DEFINITION of Official Committee Of Equity Security Holders
An official committee of equity security holders is a group of shareholders that is formed to represent all the other shareholders during bankruptcy proceedings in the United States, and give them a voice in the reorganization process.
BREAKING DOWN Official Committee Of Equity Security Holders
During Chapter 7 and Chapter 11 bankruptcy proceedings, shareholders have to ask the office of the United States Trustee (UST) to appoint an official committee of equity security holders, in addition to an official committee of creditors. If the UST declines, shareholders can ask the court to appoint an equity committee, if they can persuade the judge that the debtors are not “hopelessly insolvent," and that the enterprise value of the firm is large enough for shareholders to receive some of the proceeds.

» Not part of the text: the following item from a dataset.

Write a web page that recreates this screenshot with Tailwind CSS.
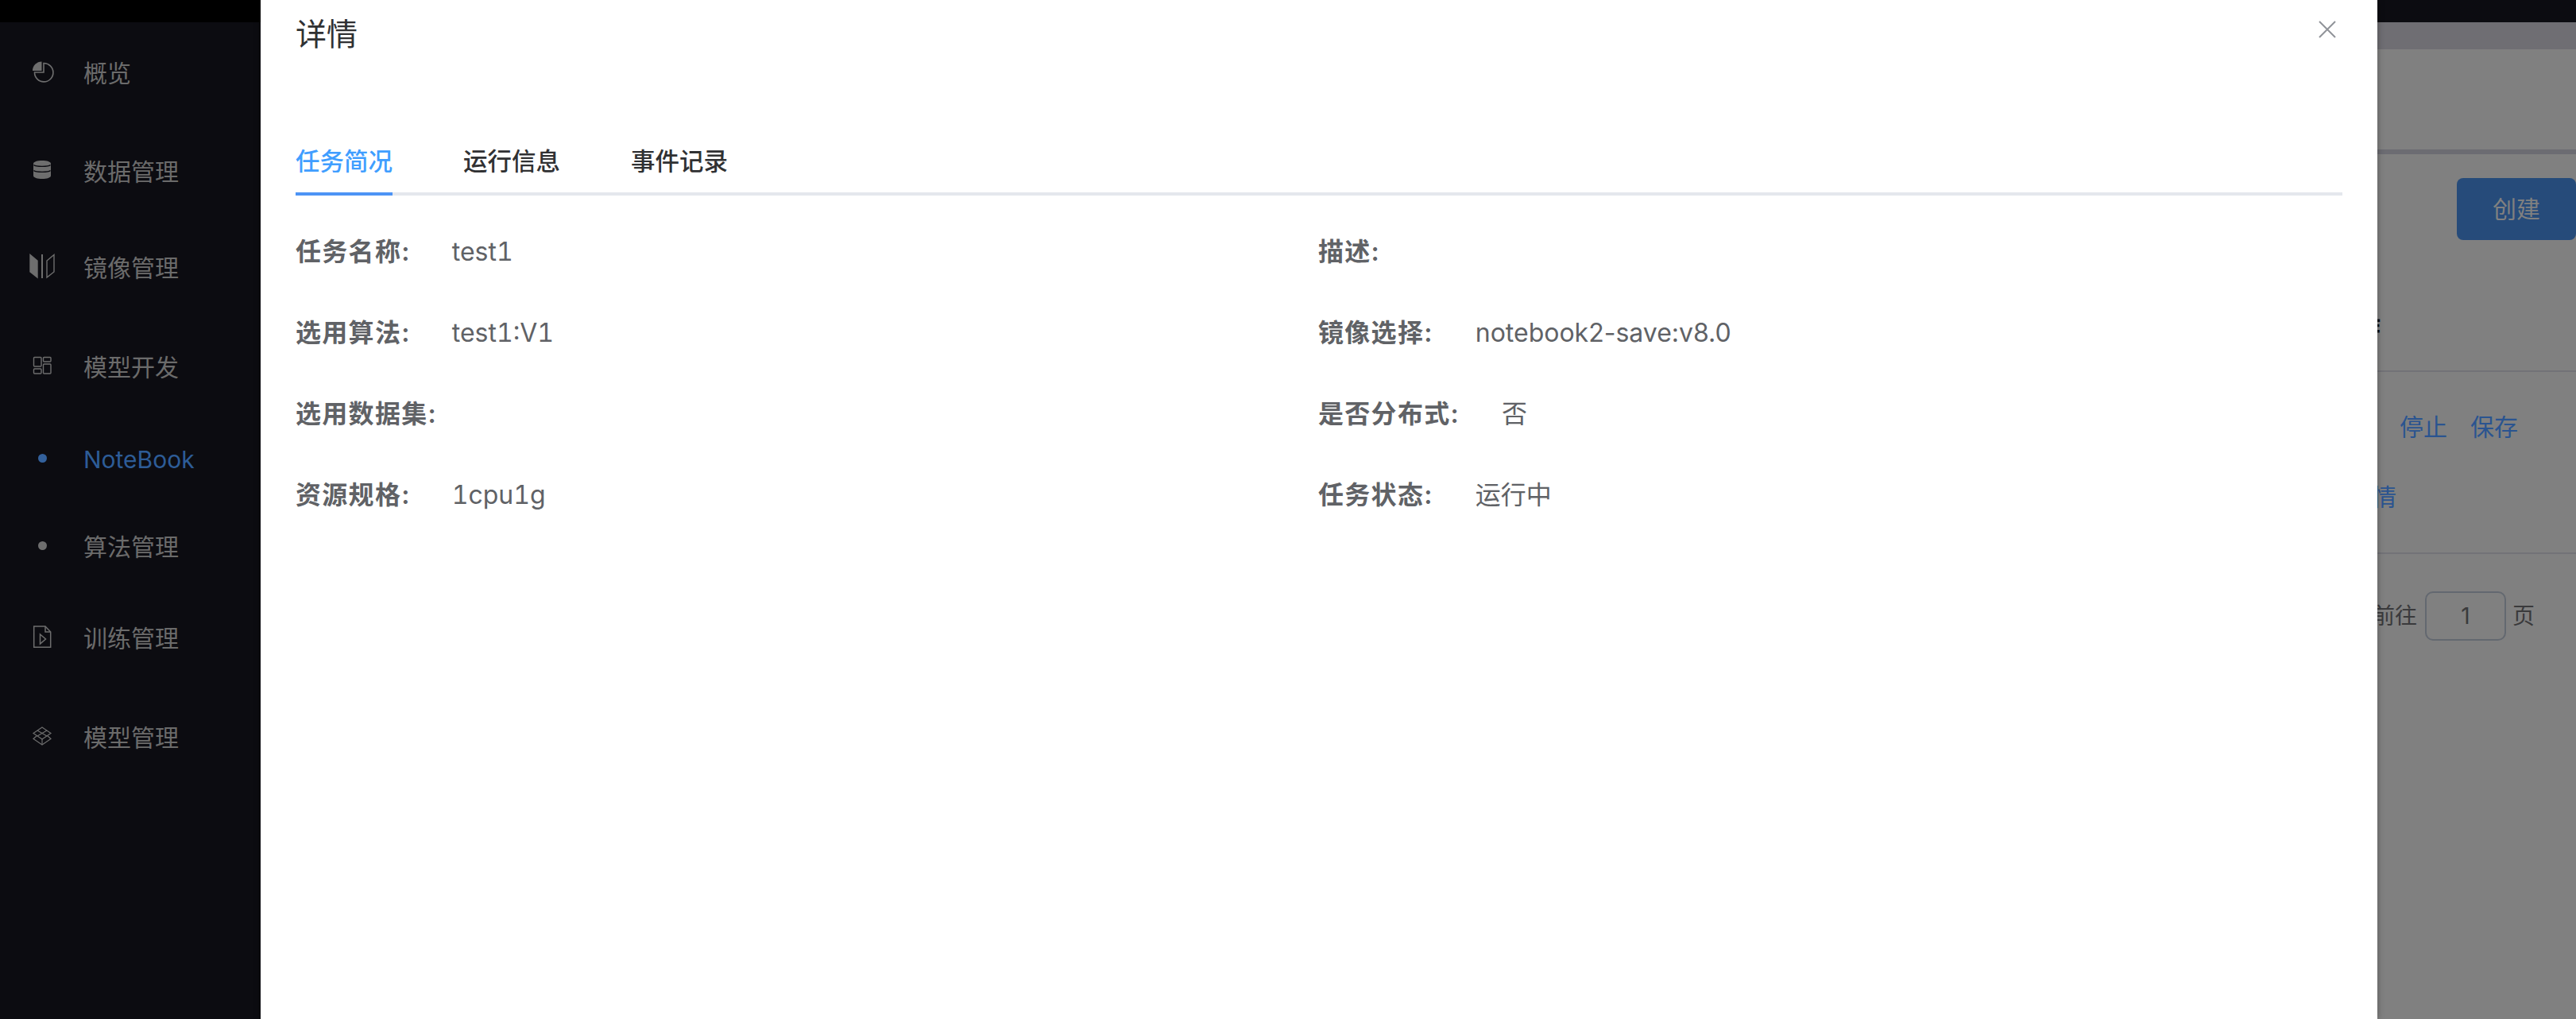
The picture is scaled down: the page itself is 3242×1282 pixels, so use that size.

Shares in bankrupt companies that cannot pay their debts, are usually worthless – as shareholders are last in line to recover any proceeds, after secured lenders, unsecured creditors, bondholders and preferred stock shareholders. But sometimes shareholders can make the case that they can turn around the company, or should recover something. For example, in 2016, a rebound in oil prices led to a wave of requests from desperate retail shareholders seeking the appointment of equity committees in bankrupt energy companies. SunEdison's shareholders failed to persuade the court to appoint an equity committee, and ultimately received nothing.

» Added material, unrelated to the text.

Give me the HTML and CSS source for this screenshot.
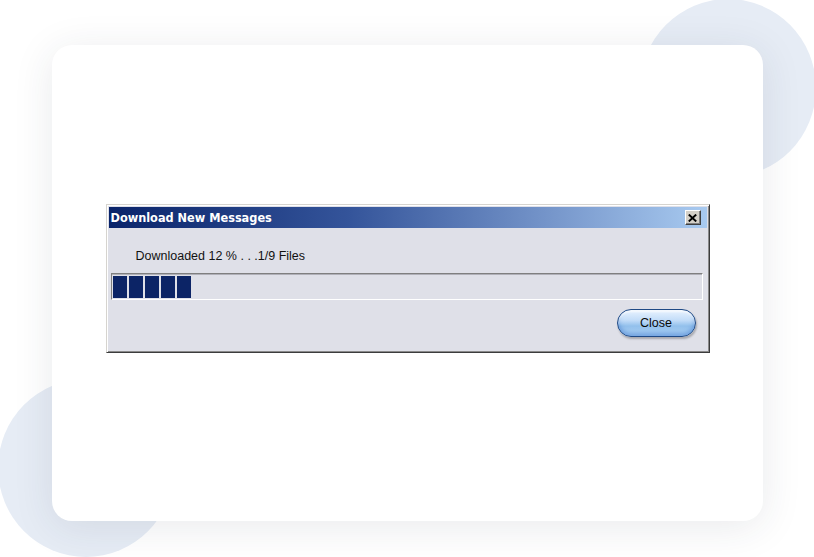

The Cost of An Official Committee of Equity Shareholders
An official committee of equity security holders is typically made up of several of the largest shareholders, who stand to have the most to gain or lose during the bankruptcy proceedings, and can, therefore, be expected to represent the interest of all the shareholders — though the court may appoint additional committees to represent small shareholders. If an equity committee is appointed, the debtors’ estate pays for its fees and expenses, instead of the shareholders having to fund their own quest for recovery. However, the risk for shareholders is that an equity committee ends up costing so much that they get less than they would have if it had not been appointed in the first place.